Israel y el momento propicio frente a un Irán debilitado
Las consecuencias de esta decisión aún están por verse. Un riesgo inmediato es que esta guerra abierta termine empujando a Irán a abandonar definitivamente el Tratado de No Proliferación Nuclear y a acelerar de manera irreversible su programa atómico.
La guerra que hoy enfrentan Israel e Irán es, en muchos sentidos, el capítulo más peligroso de una larga historia de amenazas y choques, pero también la continuación lógica de la doctrina israelí de prevenir –por la fuerza si es necesario– la emergencia de un rival nuclear en su entorno. Es que el ataque masivo lanzado la semana pasada por Israel contra instalaciones clave en territorio iraní tiene raíces profundas y antecedentes claros: no es la primera vez que decide actuar unilateralmente para eliminar lo que considera una amenaza existencial.
Ya en 1981 la fuerza aérea israelí había destruido el reactor nuclear de Osirak, en Irak, desbaratando los planes de Saddam Hussein de dotarse de armas atómicas. Años más tarde, en 2007, fue el turno de Siria: en un ataque relámpago, Israel pulverizó un reactor en construcción en Al Kibar, que, según fuentes internacionales, formaba parte de un programa nuclear encubierto de Damasco con apoyo norcoreano.

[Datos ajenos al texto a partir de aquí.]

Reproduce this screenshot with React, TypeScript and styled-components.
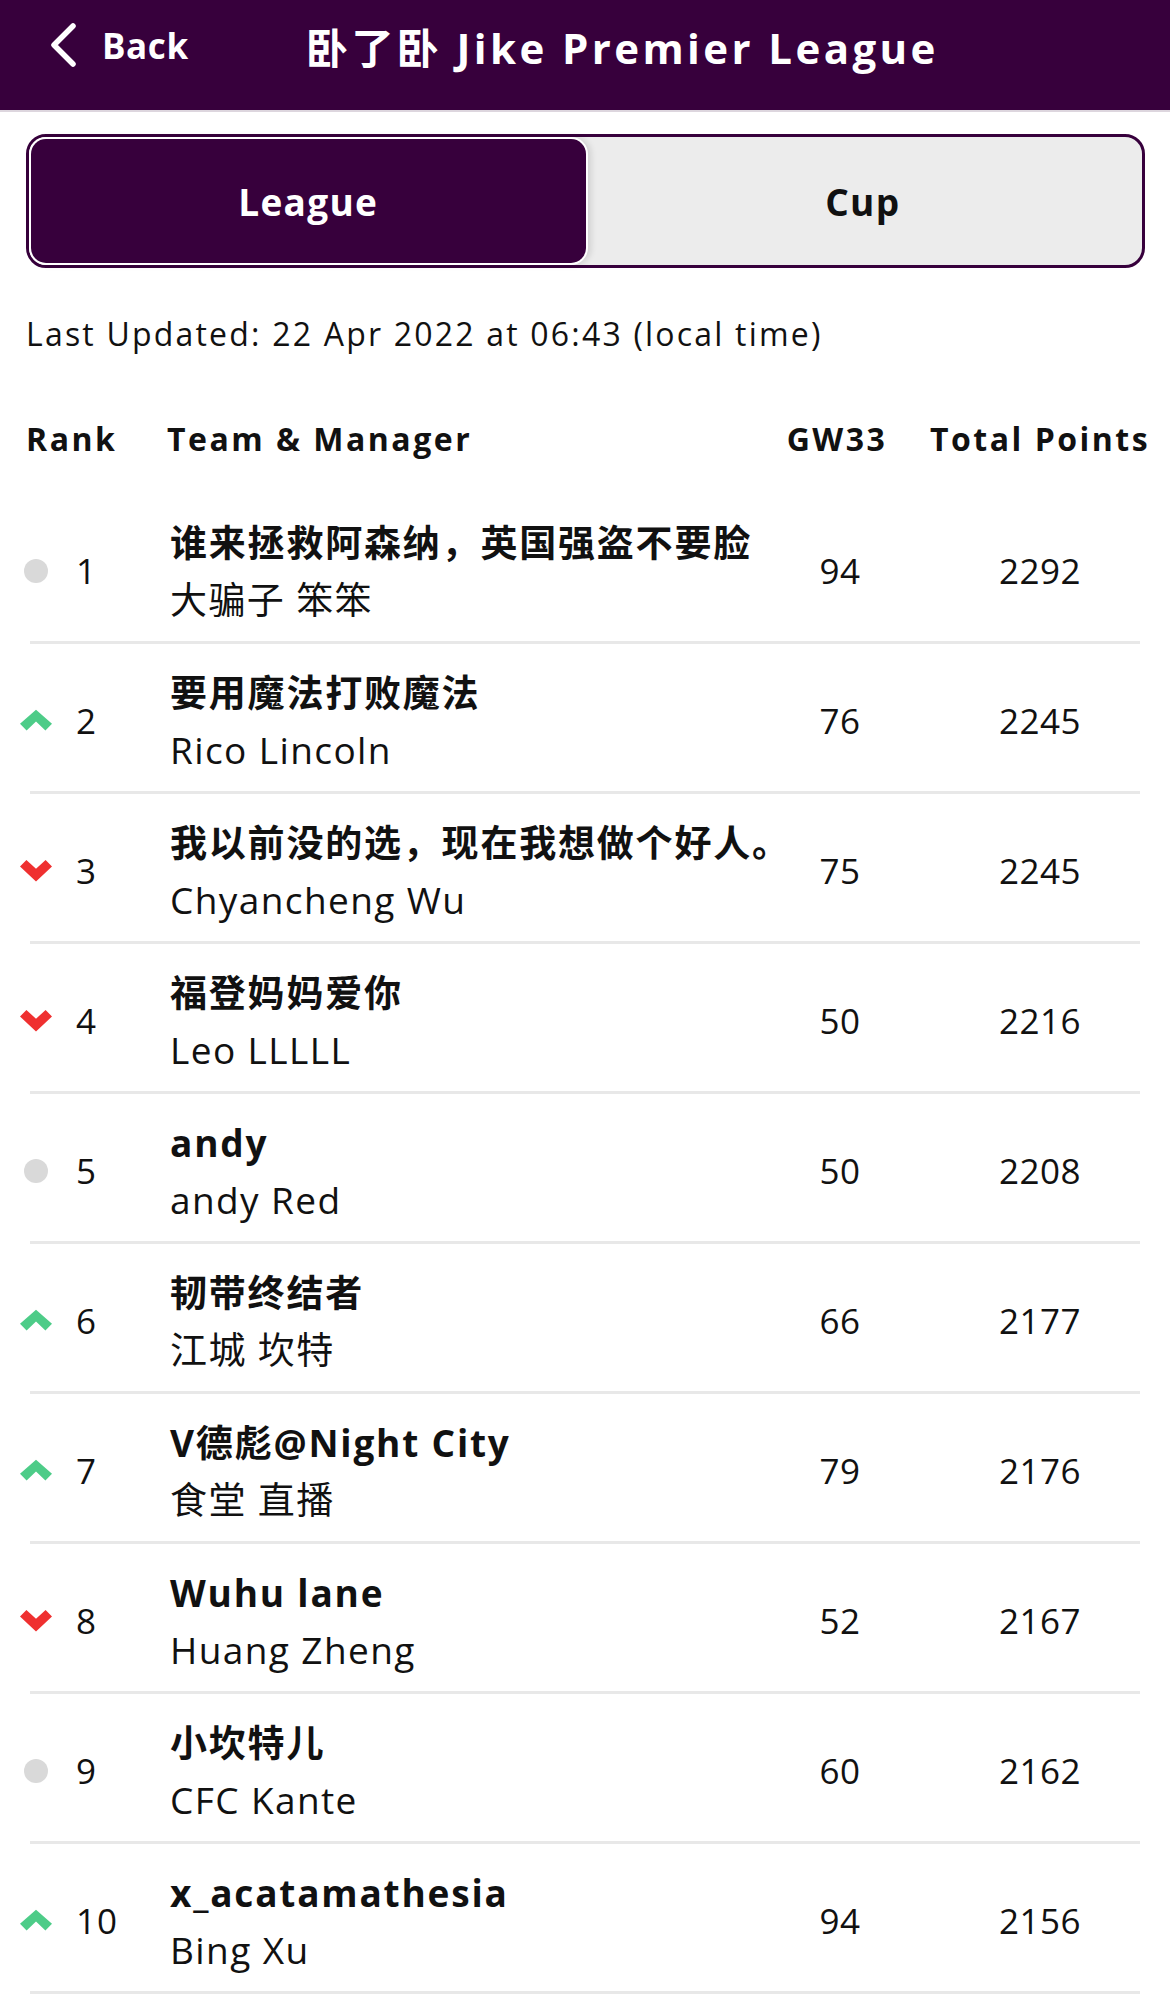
import React from "react";
import styled, { createGlobalStyle } from "styled-components";

const Global = createGlobalStyle`
  html, body { margin: 0; padding: 0; background: #ffffff; }
  body {
    font-family: "Open Sans", "Noto Sans CJK SC", sans-serif;
    color: #111111;
    -webkit-font-smoothing: antialiased;
  }
  * { box-sizing: border-box; }
`;

const Page = styled.div`
  width: 1170px;
  min-height: 2010px;
  background: #ffffff;
  overflow: hidden;
`;

const Header = styled.header`
  height: 112px;
  background: #37003c;
  border-bottom: 2px solid #ddd6de;
  display: flex;
  align-items: center;
  padding: 0 0 20px 48px;
  color: #ffffff;
`;

const BackButton = styled.div`
  flex-shrink: 0;
  display: flex;
  align-items: center;
  gap: 24px;
  font-size: 35px;
  font-weight: 700;
  letter-spacing: 0.6px;
  width: 258px;
`;

const Title = styled.h1`
  margin: 0;
  font-size: 42px;
  font-weight: 700;
  letter-spacing: 3.4px;
  white-space: nowrap;
`;

const Toggle = styled.div`
  margin: 22px 25px 0 26px;
  height: 134px;
  border: 3px solid #37003c;
  border-radius: 20px;
  background: #ececec;
  padding: 2px;
  display: flex;
`;

const ToggleOption = styled.div<{ $active?: boolean }>`
  flex: 1;
  display: flex;
  align-items: center;
  justify-content: center;
  font-size: 37px;
  font-weight: 700;
  letter-spacing: 1.3px;
  border-radius: 15px;
  color: ${(p) => (p.$active ? "#ffffff" : "#111111")};
  background: ${(p) => (p.$active ? "#37003c" : "transparent")};
  box-shadow: ${(p) =>
    p.$active ? "0 0 0 2px #ffffff, 3px 0 6px 2px rgba(0,0,0,0.12)" : "none"};
`;

const Updated = styled.p`
  margin: 46px 0 0 26px;
  font-size: 32px;
  line-height: 40px;
  letter-spacing: 2.2px;
  white-space: nowrap;
`;

const HeadRow = styled.div`
  margin: 64px 26px 36px 26px;
  display: flex;
  align-items: center;
  height: 40px;
  font-size: 32px;
  font-weight: 700;
  letter-spacing: 2.5px;
`;

const HeadRank = styled.div`
  flex-shrink: 0;
  width: 141px;
`;

const HeadTeam = styled.div`
  flex: 1;
  min-width: 0;
`;

const HeadCol = styled.div<{ $w: number; $ml?: number }>`
  flex-shrink: 0;
  width: ${(p) => p.$w}px;
  margin-left: ${(p) => p.$ml ?? 0}px;
  text-align: center;
  white-space: nowrap;
`;

const Row = styled.div`
  margin: 0 30px;
  height: 150px;
  padding-top: 6px;
  border-bottom: 3px solid #e8e8e8;
  display: flex;
  align-items: center;
`;

const MoveCell = styled.div`
  flex-shrink: 0;
  margin-left: -10px;
  width: 32px;
  display: flex;
  justify-content: center;
  align-items: center;
`;

const Dot = styled.span`
  width: 24px;
  height: 24px;
  border-radius: 50%;
  background: #d9d9d9;
`;

const RankNum = styled.div`
  flex-shrink: 0;
  margin-left: 24px;
  width: 94px;
  font-size: 35px;
  letter-spacing: 1px;
`;

const TeamCell = styled.div`
  flex: 1;
  min-width: 0;
  display: flex;
  flex-direction: column;
  white-space: nowrap;
  letter-spacing: 1.8px;
`;

const TeamName = styled.div`
  font-size: 37px;
  font-weight: 700;
  line-height: 57px;
`;

const Manager = styled.div`
  font-size: 37px;
  line-height: 57px;
  letter-spacing: 1.4px;
`;

const NumCell = styled.div<{ $w: number; $ml?: number }>`
  flex-shrink: 0;
  width: ${(p) => p.$w}px;
  margin-left: ${(p) => p.$ml ?? 0}px;
  text-align: center;
  font-size: 35px;
  letter-spacing: 0.5px;
`;

type Move = "up" | "down" | "same";

const UpArrow = () => (
  <svg width="34" height="23" viewBox="0 0 34 23">
    <polygon points="0,15 17,0 34,15 27,22 17,12.5 7,22" fill="#4dcc88" />
  </svg>
);

const DownArrow = () => (
  <svg width="35" height="24" viewBox="0 0 35 24">
    <polygon points="0,7 7,0 17.5,9.5 28,0 35,7 17.5,23.5" fill="#ef3030" />
  </svg>
);

const BackChevron = () => (
  <svg width="30" height="44" viewBox="0 0 30 44">
    <path
      d="M25 3 L6 22 L25 41"
      fill="none"
      stroke="#ffffff"
      strokeWidth="5.5"
      strokeLinecap="round"
      strokeLinejoin="round"
    />
  </svg>
);

const rows: { rank: number; move: Move; team: string; manager: string; gw: number; total: number }[] = [
  { rank: 1, move: "same", team: "谁来拯救阿森纳，英国强盗不要脸", manager: "大骗子 笨笨", gw: 94, total: 2292 },
  { rank: 2, move: "up", team: "要用魔法打败魔法", manager: "Rico Lincoln", gw: 76, total: 2245 },
  { rank: 3, move: "down", team: "我以前没的选，现在我想做个好人。", manager: "Chyancheng Wu", gw: 75, total: 2245 },
  { rank: 4, move: "down", team: "福登妈妈爱你", manager: "Leo LLLLL", gw: 50, total: 2216 },
  { rank: 5, move: "same", team: "andy", manager: "andy Red", gw: 50, total: 2208 },
  { rank: 6, move: "up", team: "韧带终结者", manager: "江城 坎特", gw: 66, total: 2177 },
  { rank: 7, move: "up", team: "V德彪@Night City", manager: "食堂 直播", gw: 79, total: 2176 },
  { rank: 8, move: "down", team: "Wuhu lane", manager: "Huang Zheng", gw: 52, total: 2167 },
  { rank: 9, move: "same", team: "小坎特儿", manager: "CFC Kante", gw: 60, total: 2162 },
  { rank: 10, move: "up", team: "x_acatamathesia", manager: "Bing Xu", gw: 94, total: 2156 },
];

export default function App() {
  return (
    <Page>
      <Global />
      <Header>
        <BackButton>
          <BackChevron />
          <span>Back</span>
        </BackButton>
        <Title>卧了卧 Jike Premier League</Title>
      </Header>
      <Toggle>
        <ToggleOption $active>League</ToggleOption>
        <ToggleOption>Cup</ToggleOption>
      </Toggle>
      <Updated>Last Updated: 22 Apr 2022 at 06:43 (local time)</Updated>
      <HeadRow>
        <HeadRank>Rank</HeadRank>
        <HeadTeam>Team &amp; Manager</HeadTeam>
        <HeadCol $w={120}>GW33</HeadCol>
        <HeadCol $w={214} $ml={33}>Total Points</HeadCol>
      </HeadRow>
      {rows.map((r) => (
        <Row key={r.rank}>
          <MoveCell>
            {r.move === "up" ? <UpArrow /> : r.move === "down" ? <DownArrow /> : <Dot />}
          </MoveCell>
          <RankNum>{r.rank}</RankNum>
          <TeamCell>
            <TeamName>{r.team}</TeamName>
            <Manager>{r.manager}</Manager>
          </TeamCell>
          <NumCell $w={120}>{r.gw}</NumCell>
          <NumCell $w={200} $ml={40}>{r.total}</NumCell>
        </Row>
      ))}
    </Page>
  );
}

En ambos casos, Israel actuó sin esperar el permiso de la comunidad internacional, convencido de que el precio de la inacción sería demasiado alto. El ataque actual contra Irán responde a la misma lógica estratégica: no permitir bajo ningún concepto que un “Estado hostil” logre alcanzar el umbral nuclear.
Pero esta no es solo una repetición del pasado. Lo que diferencia el momento actual es el contexto regional, que ha ofrecido a Israel una oportunidad única para llevar a cabo su operación. Tras la guerra que se inició en Gaza en 2023 –luego del ataque terrorista de Hamas– y que rápidamente se desbordó hacia otras partes del Medio Oriente, Irán se encuentra en una posición de debilidad estructural.
La caída de Hamas en Gaza y la aniquilación de buena parte de sus cuadros dirigentes por parte de Israel han privado a Teherán de un instrumento clave en su estrategia de presión asimétrica contra el Estado judío. En el Líbano, Hezbolá ya no representa la amenaza que fue durante décadas: las sucesivas ofensivas israelíes han erosionado su poder militar y político de manera dramática.
Por si esto fuera poco, el colapso del régimen de Bashar al Assad, a fines del año pasado, ha terminado por cerrar el llamado “corredor chiita”, la franja de influencia que permitía a Irán proyectar su poder desde sus propias fronteras a través de Irak, Siria y el Líbano. Sin ese corredor, los planes estratégicos de Teherán para sostener y coordinar a sus aliados regionales han quedado gravemente comprometidos. Y a ello se suma el aislamiento diplomático que enfrenta Irán.
Israel ha leído correctamente este escenario: un Irán aislado, debilitado y sin aliados cercanos es un blanco mucho más vulnerable que en años anteriores. La ofensiva no busca solamente demoler capacidades nucleares, sino reafirmar el principio de que no permitirá que ningún “Estado hostil” en la región logre romper el equilibrio estratégico con armas de destrucción masiva.
Las consecuencias de esta decisión aún están por verse. Un riesgo inmediato es que esta guerra abierta termine empujando a Irán a abandonar definitivamente el Tratado de No Proliferación Nuclear y a acelerar de manera irreversible su programa atómico, no ya como una herramienta de disuasión latente, sino como un proyecto destinado a materializar un arma nuclear en el menor tiempo posible.
Ello tendría un efecto devastador para la estabilidad regional: abriría la puerta a una carrera armamentística en Oriente Medio, alentando a otras potencias, como Arabia Saudita o Egipto, a plantearse seriamente el desarrollo de sus propios arsenales nucleares. Así, el intento de neutralizar una amenaza podría terminar por desencadenar el escenario que Israel precisamente quería evitar: un Oriente Medio nuclearizado y fragmentado.